2010/2011: powołanie do reprezentacji Polski, umocnienie pozycji nr 1 w Jadze. Zimą nagroda dla najlepszego bramkarza w ekstraklasie. W prasie absurdalne, ale pokazujące skalę podniecania się młodym bramkarzem artykuły o zainteresowaniu Juventusu i Chelsea.
2011/2012: wypożyczenie do Genku. Pozornie krok w kierunku kariery na Zachodzie, w rzeczywistości twarda ściana. Belgowie dopiero co awansowali do Ligi Mistrzów, awans załatwił im bramkarz Laszlo Koteles broniąc karne w starciu z Maccabi Haifa. Sandomierski nie ma łatwo, wraca zimą do Białegostoku, ale wielkiego szału nie robi. Ot, średni ligowy bramkarz, który jakimś cudem dostaje się do kadry na Euro 2012 jako nr 3.
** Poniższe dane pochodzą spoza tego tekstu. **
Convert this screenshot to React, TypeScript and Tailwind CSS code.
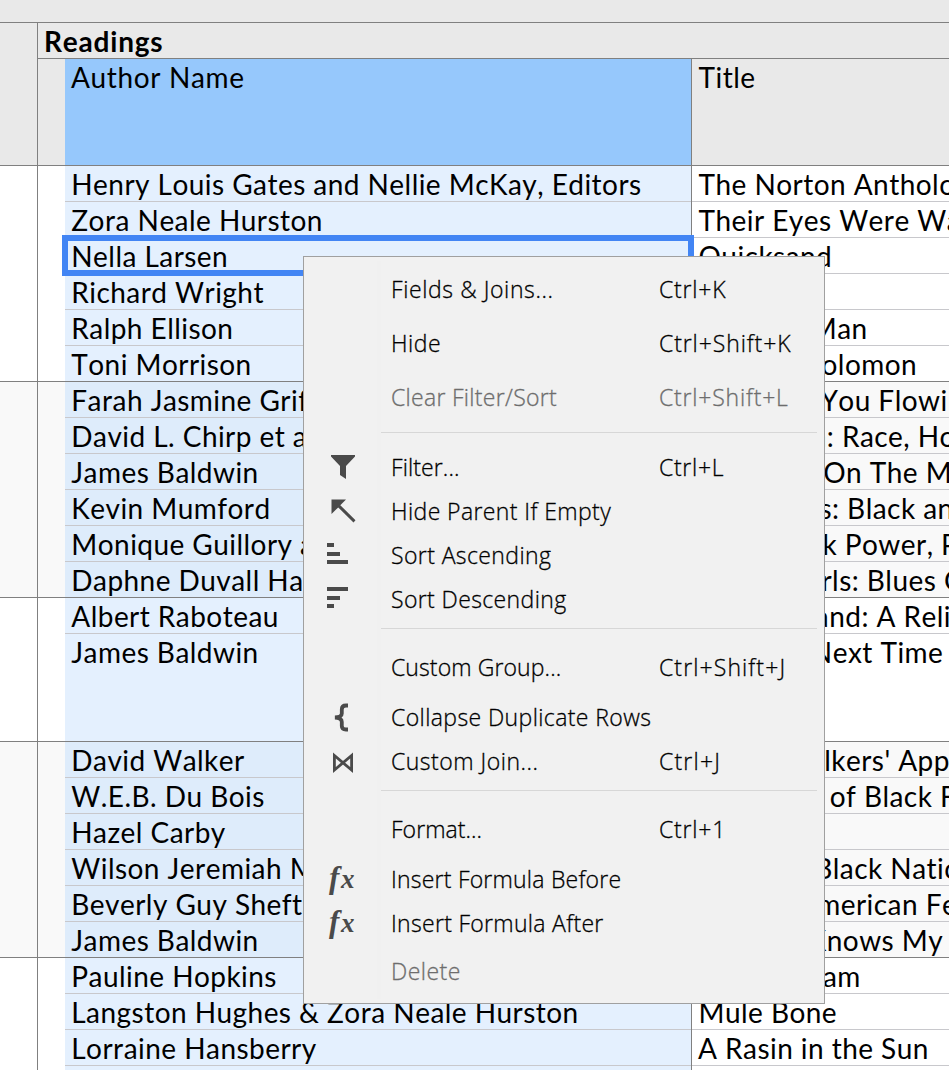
import React from "react";

type Row = { author: string; title: string; pad?: string; tall?: boolean; selected?: boolean };
type Group = { alt?: boolean; rows: Row[] };

const groups: Group[] = [
  {
    rows: [
      { author: "Henry Louis Gates and Nellie McKay, Editors", title: "The Norton Anthology" },
      { author: "Zora Neale Hurston", title: "Their Eyes Were Watching God" },
      { author: "Nella Larsen", title: "Quicksand", selected: true },
      { author: "Richard Wright", title: "" },
      { author: "Ralph Ellison", title: "Invisible Man" },
      { author: "Toni Morrison", title: "Song of Solomon", pad: "pl-[9px]" },
    ],
  },
  {
    alt: true,
    rows: [
      { author: "Farah Jasmine Griffin", title: "Who Set You Flowin'", pad: "pl-[10px]" },
      { author: "David L. Chirp et al.", title: "Transition: Race, Home", pad: "pl-[7px]" },
      { author: "James Baldwin", title: "Go Tell It On The Mountain", pad: "pl-[6px]" },
      { author: "Kevin Mumford", title: "Interzones: Black and White", pad: "pl-[6px]" },
      { author: "Monique Guillory and", title: "Soul: Black Power, Politics" },
      { author: "Daphne Duvall Harrison", title: "Black Pearls: Blues Queens" },
    ],
  },
  {
    rows: [
      { author: "Albert Raboteau", title: "Canaan Land: A Religious", pad: "pl-[6px]" },
      { author: "James Baldwin", title: "The Fire Next Time", tall: true, pad: "pl-[6px]" },
    ],
  },
  {
    alt: true,
    rows: [
      { author: "David Walker", title: "David Walkers' Appeal" },
      { author: "W.E.B. Du Bois", title: "The Souls of Black Folk" },
      { author: "Hazel Carby", title: "" },
      { author: "Wilson Jeremiah Moses", title: "Classical Black Nationalism" },
      { author: "Beverly Guy Sheftall", title: "African American Feminist" },
      { author: "James Baldwin", title: "Nobody Knows My Name" },
    ],
  },
  {
    rows: [
      { author: "Pauline Hopkins", title: "Primal Dram", pad: "pl-[11px]" },
      { author: "Langston Hughes & Zora Neale Hurston", title: "Mule Bone" },
      { author: "Lorraine Hansberry", title: "A Rasin in the Sun", pad: "pl-[6px]" },
      { author: "", title: "" },
    ],
  },
];

function FilterIcon() {
  return (
    <svg width="50" height="44" viewBox="0 0 50 44" fill="#4a4a4a">
      <path d="M13 9H37V10.500L28 20V33L22 29V20L13 10.500Z" />
    </svg>
  );
}

function ParentIcon() {
  return (
    <svg width="50" height="44" viewBox="0 0 50 44" fill="#4a4a4a">
      <path d="M13.500 9.500H28L22.300 15.200L37.500 30.200L35.500 32.400L20.200 17.400L13.500 24Z" />
    </svg>
  );
}

function AscIcon() {
  return (
    <svg width="50" height="44" viewBox="0 0 50 44" fill="#4a4a4a">
      <path d="M9 9H16V13H9ZM9 18H22V22H9ZM9 26H30V30H9Z" />
    </svg>
  );
}

function DescIcon() {
  return (
    <svg width="50" height="44" viewBox="0 0 50 44" fill="#4a4a4a">
      <path d="M9 9H30V13H9ZM9 18H22V22H9ZM9 26H16V30H9Z" />
    </svg>
  );
}

function BraceIcon() {
  return (
    <svg width="50" height="44" viewBox="0 0 50 44" fill="none" stroke="#4a4a4a" strokeWidth="3.800">
      <path d="M30 9.500H28Q23.800 9.500 23.800 13.500V17.500Q23.800 21 17 21.500Q23.800 22 23.800 26V30Q23.800 33.500 28 33.500H30" />
    </svg>
  );
}

function JoinIcon() {
  return (
    <svg width="50" height="44" viewBox="0 0 50 44" fill="none" stroke="#4a4a4a" strokeWidth="2.800">
      <path d="M16.400 15.500V30L33.600 15.500V30Z" />
    </svg>
  );
}

function FormulaIcon() {
  return (
    <span className="flex w-[50px] items-baseline pb-[4px] pl-[11px] font-['Liberation_Serif',serif] text-[31px] leading-[38px] font-bold text-[#4a4a4a] italic">
      <span className="w-[12px]">f</span>
      <span className="text-[27px]">x</span>
    </span>
  );
}

type Item = {
  label: string;
  fit: string;
  keys?: string;
  keysFit?: string;
  icon?: () => React.JSX.Element;
  disabled?: boolean;
  h: string;
};
const sections: { items: Item[]; sep?: string }[] = [
  {
    sep: "h-[21px] pt-[7px]",
    items: [
      { label: "Fields & Joins...", fit: "tracking-[0.6px]", keys: "Ctrl+K", keysFit: "tracking-[0.8px]", h: "h-[54px]" },
      { label: "Hide", fit: "tracking-[0.5px]", keys: "Ctrl+Shift+K", keysFit: "tracking-[0.9px]", h: "h-[54px]" },
      {
        label: "Clear Filter/Sort",
        fit: "tracking-[0.3px]",
        keys: "Ctrl+Shift+L",
        keysFit: "tracking-[0.8px]",
        disabled: true,
        h: "h-[54px]",
      },
    ],
  },
  {
    sep: "h-[19px] pt-[6px]",
    items: [
      { label: "Filter...", fit: "tracking-[0.1px]", keys: "Ctrl+L", keysFit: "tracking-[0.7px]", icon: FilterIcon, h: "h-[44px]" },
      { label: "Hide Parent If Empty", fit: "tracking-[0.4px]", icon: ParentIcon, h: "h-[44px]" },
      { label: "Sort Ascending", fit: "tracking-[0.4px]", icon: AscIcon, h: "h-[44px]" },
      { label: "Sort Descending", fit: "tracking-[0.38px]", icon: DescIcon, h: "h-[44px]" },
    ],
  },
  {
    sep: "h-[21px] pt-[8px]",
    items: [
      { label: "Custom Group...", fit: "tracking-[0.1px]", keys: "Ctrl+Shift+J", keysFit: "tracking-[1.1px]", h: "h-[53px]" },
      { label: "Collapse Duplicate Rows", fit: "tracking-[0.4px]", icon: BraceIcon, h: "h-[48px]" },
      { label: "Custom Join...", fit: "tracking-[0.5px]", keys: "Ctrl+J", keysFit: "tracking-[1.2px]", icon: JoinIcon, h: "h-[40px]" },
    ],
  },
  {
    items: [
      { label: "Format...", fit: "tracking-[0.05px]", keys: "Ctrl+1", keysFit: "tracking-[0.8px]", h: "h-[53px]" },
      { label: "Insert Formula Before", fit: "tracking-[0.22px]", icon: FormulaIcon, h: "h-[48px]" },
      { label: "Insert Formula After", fit: "tracking-[0.3px]", icon: FormulaIcon, h: "h-[40px]" },
      { label: "Delete", fit: "tracking-[0.45px]", disabled: true, h: "h-[56px]" },
    ],
  },
];

function Menu() {
  return (
    <div className="absolute top-[256px] left-[303px] h-[748px] w-[522px] border border-[#a0a0a0] bg-[#f1f1f1] pt-[6px] font-['Open_Sans',sans-serif] text-[23px] font-light text-black [-webkit-text-stroke-width:0.3px]">
      <div className="absolute top-[4px] left-[73px] h-[738px] w-[4px] bg-[#f0f0f0]" />
      {sections.map((s, i) => (
        <div key={i}>
          {s.items.map((it) => (
            <div key={it.label} className={`relative flex items-center ${it.h} ${it.disabled ? "text-[#6d6d6d]" : ""}`}>
              <div className="w-[87px] shrink-0 pl-[14px] [-webkit-text-stroke-width:0]">{it.icon && <it.icon />}</div>
              <span className={`w-[268px] shrink-0 pb-[2px] whitespace-nowrap ${it.fit}`}>{it.label}</span>
              <span className={`pb-[2px] whitespace-nowrap ${it.keysFit ?? ""}`}>{it.keys}</span>
            </div>
          ))}
          {s.sep && (
            <div className={`pr-[7px] pl-[77px] ${s.sep}`}>
              <div className="h-px bg-[#d7d7d7]" />
            </div>
          )}
        </div>
      ))}
    </div>
  );
}

export default function App() {
  return (
    <div className="relative h-[1070px] w-[949px] overflow-hidden bg-white font-['Lato',sans-serif] text-[28px] leading-[36px] tracking-[0.45px] whitespace-nowrap text-black [font-kerning:none] [font-variant-ligatures:none]">
      <div className="h-[23px] border-b border-[#808080] bg-[#e9e9e9]" />
      <div className="flex h-[143px] border-b border-[#808080] bg-[#e9e9e9]">
        <div className="w-[38px] shrink-0 border-r border-[#808080]" />
        <div className="flex grow flex-col">
          <div className="h-[36px] border-b border-[#808080] pl-[6px] font-bold tracking-[0.8px]">Readings</div>
          <div className="flex grow">
            <div className="w-[27px] shrink-0" />
            <div className="w-[627px] shrink-0 border-r border-[#808080] bg-[#96c8fc] pl-[6px] tracking-[0.65px]">Author Name</div>
            <div className="pl-[6.5px]">Title</div>
          </div>
        </div>
      </div>
      {groups.map((g, gi) => (
        <div key={gi} className={`flex border-b border-[#808080] ${g.alt ? "bg-[#f9f9f9]" : "bg-white"}`}>
          <div className="w-[38px] shrink-0 border-r border-[#808080]" />
          <div className="w-[27px] shrink-0" />
          <div className={`w-[627px] shrink-0 border-r border-[#808080] ${g.alt ? "bg-[#deecfb]" : "bg-[#e4f0fe]"}`}>
            {g.rows.map((r, i) => (
              <div
                key={i}
                className={`relative border-[#c8c8cc] pl-[6.3px] ${r.tall ? "h-[107px]" : i === g.rows.length - 1 ? "h-[35px]" : "h-[36px] border-b"}`}
              >
                {r.author}
                {r.selected && <div className="absolute top-[-3px] left-[-3px] z-10 h-[41px] w-[632px] border-[6px] border-[#4285f4]" />}
              </div>
            ))}
          </div>
          <div className="grow">
            {g.rows.map((r, i) => (
              <div
                key={i}
                className={`border-[#c8c8cc] ${r.pad ?? "pl-[6.5px]"} ${r.tall ? "h-[107px]" : i === g.rows.length - 1 ? "h-[35px]" : "h-[36px] border-b"}`}
              >
                {r.title}
              </div>
            ))}
          </div>
        </div>
      ))}
      <div className="absolute inset-0 z-20">
        <Menu />
      </div>
    </div>
  );
}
2012/2013: wypożyczenie do Blackburn i od razu ściana: jego główny konkurent Paul Robinson jednak zostaje w klubie, Polak ląduje na ławie. W sumie 8 meczów w The Championship w trakcie całego sezonu.
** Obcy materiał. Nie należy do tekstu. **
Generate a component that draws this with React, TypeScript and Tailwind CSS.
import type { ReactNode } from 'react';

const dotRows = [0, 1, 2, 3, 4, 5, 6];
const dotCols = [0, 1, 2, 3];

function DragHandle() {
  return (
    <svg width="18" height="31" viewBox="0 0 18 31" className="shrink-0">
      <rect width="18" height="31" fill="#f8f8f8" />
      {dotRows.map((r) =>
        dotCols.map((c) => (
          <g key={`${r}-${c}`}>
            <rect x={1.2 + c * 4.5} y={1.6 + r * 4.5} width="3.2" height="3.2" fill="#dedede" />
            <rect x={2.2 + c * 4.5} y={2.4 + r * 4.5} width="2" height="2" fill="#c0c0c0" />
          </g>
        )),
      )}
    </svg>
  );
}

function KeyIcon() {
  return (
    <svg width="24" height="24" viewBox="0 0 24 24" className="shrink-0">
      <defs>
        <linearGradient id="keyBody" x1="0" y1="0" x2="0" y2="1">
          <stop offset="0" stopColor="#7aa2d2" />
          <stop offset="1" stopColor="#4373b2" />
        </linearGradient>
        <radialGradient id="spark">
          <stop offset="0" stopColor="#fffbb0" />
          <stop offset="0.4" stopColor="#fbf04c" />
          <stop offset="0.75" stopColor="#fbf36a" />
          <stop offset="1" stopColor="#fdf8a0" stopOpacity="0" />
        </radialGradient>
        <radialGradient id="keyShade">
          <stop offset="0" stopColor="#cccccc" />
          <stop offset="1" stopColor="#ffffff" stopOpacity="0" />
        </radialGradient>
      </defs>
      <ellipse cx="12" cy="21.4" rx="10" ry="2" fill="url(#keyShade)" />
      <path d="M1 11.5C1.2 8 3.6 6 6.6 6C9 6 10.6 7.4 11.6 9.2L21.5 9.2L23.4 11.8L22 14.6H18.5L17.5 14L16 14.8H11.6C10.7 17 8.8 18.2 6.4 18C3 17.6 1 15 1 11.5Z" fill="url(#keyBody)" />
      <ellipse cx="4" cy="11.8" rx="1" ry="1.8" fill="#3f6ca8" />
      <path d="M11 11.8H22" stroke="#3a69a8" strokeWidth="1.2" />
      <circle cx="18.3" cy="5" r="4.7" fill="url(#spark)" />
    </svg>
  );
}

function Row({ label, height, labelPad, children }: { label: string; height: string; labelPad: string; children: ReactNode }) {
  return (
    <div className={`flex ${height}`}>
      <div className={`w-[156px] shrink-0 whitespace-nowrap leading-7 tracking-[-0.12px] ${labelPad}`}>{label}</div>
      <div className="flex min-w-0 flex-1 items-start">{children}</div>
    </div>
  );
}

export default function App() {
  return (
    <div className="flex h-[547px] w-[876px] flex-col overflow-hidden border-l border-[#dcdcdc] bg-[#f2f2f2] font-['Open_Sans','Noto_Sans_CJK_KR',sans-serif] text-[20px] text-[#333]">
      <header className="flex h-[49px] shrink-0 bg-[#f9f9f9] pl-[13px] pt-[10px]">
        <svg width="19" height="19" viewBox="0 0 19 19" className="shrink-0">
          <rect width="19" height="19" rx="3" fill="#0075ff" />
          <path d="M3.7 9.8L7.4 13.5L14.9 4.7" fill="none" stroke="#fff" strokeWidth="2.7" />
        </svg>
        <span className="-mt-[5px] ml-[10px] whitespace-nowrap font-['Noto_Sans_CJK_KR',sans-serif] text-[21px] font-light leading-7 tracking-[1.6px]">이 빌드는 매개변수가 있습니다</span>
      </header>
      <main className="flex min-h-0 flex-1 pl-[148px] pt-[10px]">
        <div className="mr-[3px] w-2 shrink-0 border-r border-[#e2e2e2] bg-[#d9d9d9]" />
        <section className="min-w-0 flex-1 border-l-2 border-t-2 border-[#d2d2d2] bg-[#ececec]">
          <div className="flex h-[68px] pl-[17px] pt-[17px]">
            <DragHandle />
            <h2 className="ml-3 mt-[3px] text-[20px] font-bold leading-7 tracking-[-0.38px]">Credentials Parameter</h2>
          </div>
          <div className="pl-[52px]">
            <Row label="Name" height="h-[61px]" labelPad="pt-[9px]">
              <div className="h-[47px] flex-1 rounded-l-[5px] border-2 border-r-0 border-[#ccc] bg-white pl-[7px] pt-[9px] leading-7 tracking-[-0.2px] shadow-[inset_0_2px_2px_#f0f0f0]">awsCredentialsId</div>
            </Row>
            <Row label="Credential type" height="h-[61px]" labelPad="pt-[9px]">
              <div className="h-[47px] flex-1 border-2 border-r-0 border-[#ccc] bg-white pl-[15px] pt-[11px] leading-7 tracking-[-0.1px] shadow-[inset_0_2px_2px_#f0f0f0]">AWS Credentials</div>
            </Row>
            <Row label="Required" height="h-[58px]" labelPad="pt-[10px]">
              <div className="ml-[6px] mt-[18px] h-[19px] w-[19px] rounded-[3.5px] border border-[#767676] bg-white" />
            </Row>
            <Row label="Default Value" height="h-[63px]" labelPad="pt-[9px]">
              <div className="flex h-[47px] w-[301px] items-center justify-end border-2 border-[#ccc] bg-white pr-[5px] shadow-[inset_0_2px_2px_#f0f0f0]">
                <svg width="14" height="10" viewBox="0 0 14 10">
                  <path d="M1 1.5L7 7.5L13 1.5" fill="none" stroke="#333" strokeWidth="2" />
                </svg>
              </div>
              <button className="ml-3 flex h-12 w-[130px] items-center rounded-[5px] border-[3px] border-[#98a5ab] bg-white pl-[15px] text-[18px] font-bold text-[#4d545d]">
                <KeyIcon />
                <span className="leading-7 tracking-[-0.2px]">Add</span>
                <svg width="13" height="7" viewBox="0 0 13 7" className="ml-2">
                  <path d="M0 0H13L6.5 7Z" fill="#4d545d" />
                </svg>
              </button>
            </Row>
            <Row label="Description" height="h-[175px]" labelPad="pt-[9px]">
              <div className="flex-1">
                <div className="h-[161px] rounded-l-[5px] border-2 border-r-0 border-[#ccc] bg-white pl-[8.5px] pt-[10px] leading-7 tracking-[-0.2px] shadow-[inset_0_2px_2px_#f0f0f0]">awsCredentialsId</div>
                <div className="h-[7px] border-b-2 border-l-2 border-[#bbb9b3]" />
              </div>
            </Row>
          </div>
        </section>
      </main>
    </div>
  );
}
2013/2014: wypożyczenie do Dinama Zagrzeb i powtórzenie scenariusza. Najpierw ławka, potem trybuny. Na koniec tłumaczenie o dziwnej polityce klubu z Chorwacji. Przypomnijmy: polityka Dynama jest taka, że inwestuje, promuje, sprzedaje. W przypadku Sandomierskiego stwierdzono, że inwestować nie ma po co.
2014/2015: powrót do Polski. W Bydgoszczy kontuzja wykluczyła Wojciecha Kaczmarka, więc transfer do Zawiszy całkiem rozsądny. Sandomierski miał spokojne pół roku na pokazanie, że na Zachodzie ktoś popełnił błąd, że to splot niekorzystnych wydarzeń nie pozwolił mu zaistnieć. Jak to wyglądało, wszyscy widzieliśmy. 18 obronionych strzałów. 18 puszczonych goli. Co drugi strzał w Sandomierskiego kończy się bramką, a że w obronie Zawiszy kukułka i wieża babel, strzałów niestety było sporo.
Jasne, wiele tych goli zawalili obrońcy. To, jak trudno być bramkarzem Zawiszy pokazuje przykład Witana, który średnią obronionych strzałów ma tylko trochę lepszą od Sandomierskiego. Ale przypomnijcie sobie pierwsze kolejki. Pasywny. Zamulony. Nie zrobił niczego, by obrona Zawiszy zakodowała sobie w głowie, że za plecami ma bramkarza, który raz na jakiś czas uratuje komuś tyłek. Nie ma już w Sandomierskim tej młodzieńczej fantazji, pewności na linii. Zwykle jak puszczał, to stał. Nie robił nawet ruchu. Zastanawia nas, co dalej z tym chłopakiem, bo cztery lata przepuszczania kariery przez palce to jednak trochę sporo.
Witan. Wygryzł go Witan. Wiosną wróci Kaczmarek. Czas uciekać. Tylko dokąd?
*W rubrykach ze statystykami braliśmy pod uwagę bramkarzy, którzy rozegrali więcej niż pięć spotkań.